The devastating impact of GP2 Asia – part II
April 21, 2009 Leave a comment
Though many questioned GP2 Asia for 2008-09 (current series), GP2 boss Bruno Michel and his team pushed on with what in hindsight reflects very little regard for the teams and their survival. Some (or maybe many) would venture to say that he wanted to see some teams go into financial difficulties, which they are suffering just as we get ready to start the 2009 GP2 Main season.
The economic turmoil was already upon us, and cancelling the season would have been a timely decision applauded by most and criticized by the ignorant few. But…. the season started at the October Shanghai F1 GP with a ragtag lineup of new and old drivers – most of them paying little or no money to the bleeding GP2 teams that were contractually obligated to field 2 cars without exception or mercy.
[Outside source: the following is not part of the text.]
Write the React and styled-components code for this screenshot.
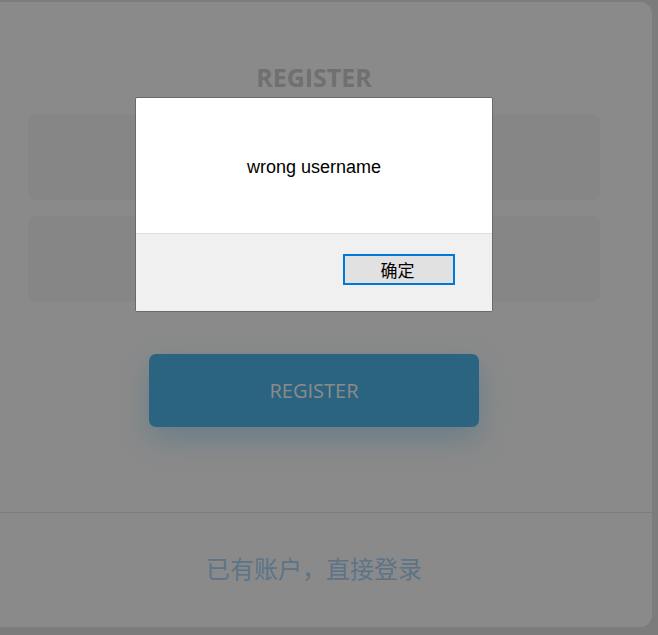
import React from "react";
import styled, { createGlobalStyle } from "styled-components";

const GlobalStyle = createGlobalStyle`
  html, body {
    margin: 0;
    padding: 0;
    background: #e6e6e6;
    overflow: hidden;
  }
`;

const Page = styled.div`
  padding-top: 2px;
  height: 635px;
  box-sizing: border-box;
`;

const Card = styled.div`
  margin-left: -24px;
  width: 676px;
  height: 625px;
  box-sizing: border-box;
  background: #ffffff;
  border-radius: 12px;
  overflow: hidden;
  display: flex;
  flex-direction: column;
`;

const Form = styled.form`
  display: flex;
  flex-direction: column;
  padding: 60px 52px 85px;
`;

const Title = styled.h2`
  margin: 0 0 22px;
  height: 30px;
  line-height: 30px;
  text-align: center;
  font-family: "Open Sans", "Noto Sans", sans-serif;
  font-weight: 700;
  font-size: 25px;
  color: #cfcfcf;
`;

const Field = styled.input`
  display: block;
  height: 86px;
  box-sizing: border-box;
  border: none;
  outline: none;
  border-radius: 7px;
  background: #f7f7f7;
  margin-bottom: ${(p) => (p.$last ? "52px" : "16px")};
`;

const SubmitButton = styled.button`
  align-self: center;
  width: 330px;
  height: 73px;
  border: none;
  border-radius: 7px;
  background: #4eb9ef;
  color: #ffffff;
  font-family: "Open Sans", "Noto Sans", sans-serif;
  font-size: 20px;
  box-shadow: 0 12px 30px rgba(78, 185, 239, 0.35);
  cursor: pointer;
`;

const Divider = styled.div`
  border-top: 1px solid #dde7f0;
`;

const Footer = styled.div`
  flex: 1;
  display: flex;
  align-items: center;
  justify-content: center;
  font-family: "Noto Sans CJK SC", "Noto Sans", sans-serif;
  font-size: 24px;
  color: #abd6fb;
  padding-bottom: 6px;
`;

const Overlay = styled.div`
  position: fixed;
  inset: 0;
  background: rgba(0, 0, 0, 0.46);
`;

const Dialog = styled.div`
  position: fixed;
  left: 135px;
  top: 97px;
  width: 358px;
  height: 215px;
  box-sizing: border-box;
  border: 1px solid #6a6a6a;
  border-radius: 2px;
  background: #ffffff;
  display: flex;
  flex-direction: column;
  overflow: hidden;
`;

const Message = styled.div`
  height: 136px;
  display: flex;
  align-items: center;
  justify-content: center;
  font-family: "Liberation Sans", Arial, sans-serif;
  font-size: 18px;
  color: #000000;
  border-bottom: 1px solid #dfdfdf;
  padding-top: 4px;
  box-sizing: border-box;
`;

const Actions = styled.div`
  flex: 1;
  background: #f0f0f0;
  display: flex;
  align-items: center;
  justify-content: flex-end;
  padding: 0 37px 6px 0;
`;

const OkButton = styled.button`
  width: 112px;
  height: 31px;
  box-sizing: border-box;
  border: 2px solid #0078d7;
  background: #e1e1e1;
  color: #000000;
  font-family: "Noto Sans CJK SC", sans-serif;
  font-size: 17px;
  line-height: 1;
  padding: 0 3px 0 0;
`;

export default function App() {
  return (
    <>
      <GlobalStyle />
      <Page>
        <Card>
          <Form onSubmit={(e) => e.preventDefault()}>
            <Title>REGISTER</Title>
            <Field type="text" />
            <Field type="password" $last />
            <SubmitButton type="submit">REGISTER</SubmitButton>
          </Form>
          <Divider />
          <Footer>已有账户，直接登录</Footer>
        </Card>
      </Page>
      <Overlay />
      <Dialog>
        <Message>wrong username</Message>
        <Actions>
          <OkButton>确定</OkButton>
        </Actions>
      </Dialog>
    </>
  );
}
Rumours had surfaced that Michel would allow teams to show up with 1 car at this exceptional time, but as many had suspected the short-term once again primed over the long-term.
The numbers and facts speak for themselves:
- Regarding driver rotation
- After 5 races, a total of 41 drivers have paraded through the GP2 Asia Series – representing a rotation of about 66%… not even club level karting sees these figures on a bad weekend.
- 11 drivers (27% of those that have paraded through here) have raced only 1 race!
- Only 15 drivers (37% of the total) have raced in every GP2 Asia race this season; this represents less than 60% of the 26 GP2 seats available… highly irregular for a serious racing category.
- Trident, a team in serious, serious difficulties has used an incredible 7 drivers and I would venture to say that several of them have raced for free: Ricci, Rigon, Vallés.
- Even Arden has suffered the confusion of Dr. Marko at Red Bull’s objectives in GP2 Asia. He has used 3 drivers in the Red Bull seat at Arden: Mika Maki, Renger van der Zande and Edoardo Mortara. Dr. Marko must be seriously wondering what the hell GP2 Asia is good for, a confusion that probably help cement his decision to leave GP2 in 2009 altogether.
- Regarding driver profiles
- Asian drivers? Only 6. And only Hamad Al Fardan and the seriously untalented Kevin Nai Chia Chen worth noting as “new”. The highest ranked one as of today, pending the final race in Bahrain, is F1/GP2 veteran Sakon Yamamoto in 13th place.
- Race winner and top-rated rookie Nico Hulkenberg quit the GP2 Asia Series to focus on his F1 testing and to share the racing mileage with teammate Pastor Maldonado. How can anyone take the category seriously if one of the top drivers in one of the top teams uses it as a mere testing ground?
- Pending the final Bahrain GP, 80% of the points have been awarded to only 9 drivers, showing the huge magical chairs game being played and the absolute lack of talent in the series.
Looking at the leading drivers, out of the Top 10, 7 are GP2 veterans – only Sergio Perez, Nico Hulkenberg and Edoardo Mortara are rookies. Not exactly a place to cultivate new talent. Of these Top 10, ALL but one of them will race in GP2 Main with the same team – the only exception is Diego Nunes who is racing with Piquet GP and will move to iSport in Europe.
What this means is that GP2 Asia is being sold as a “pack” by the teams as the only way to get a paid driver in a seat and as a way to survive. If I’m not mistaken, the only relatively regular GP2 Asia drivers this season (meaning 2 or more races) that will not race in GP2 Main (as of today) are :
- Sakon Yamamoto – that irregular, deep-pocketed, ex-F1, ex-everything driver
- James Jakes – a good British driver that surprisingly has not yet signed into GP2 Main with DPR
- Hamad Al Fardan – the sole Middle East representative who has done a decent job but cannot seem to find the €1 million for Europe
- Kevin Nai Chia Chen – shouldn’t we apply the 107% rule to him?
Every other driver that has completed every race will do GP2 Main: Kobayashi, Valsecchi, Petrov, Rodríguez, Pérez, d’Ambrosio, Nunes, Villa, Razia, van der Garde and Herck. This “pack” sales strategy is even working for other category’s benefit, as FMS has put in Rodolfo Gonzalez to fill the seat left vacant by Andy Zuber, as a “gift” for the Venezuelan that has signed with the team for the Euroseries 3000 season.
Trident Racing, as mentioned before, is clawing its way through the category, not unlike Meritus, FMS or even Ocean. To better illustrate this point, only in travel and logistics costs, each race puts the teams back almost €40.000, without including the operating costs of putting the Dallara on track. These teams cannot even find the cash to cover this cost for this category in which no one is interested, at least no one with any real objectives of growing as a race driver. The few who have €400k-plus are better off saving their cash and running a European category like F3 Euroseries… and they know it and are turning their backs on Asia.
As a result, Trident and the other GP2 Backmarkers are seriously bleeding money thanks to Bruno Michel and the 2009 GP2 Asia stubborness.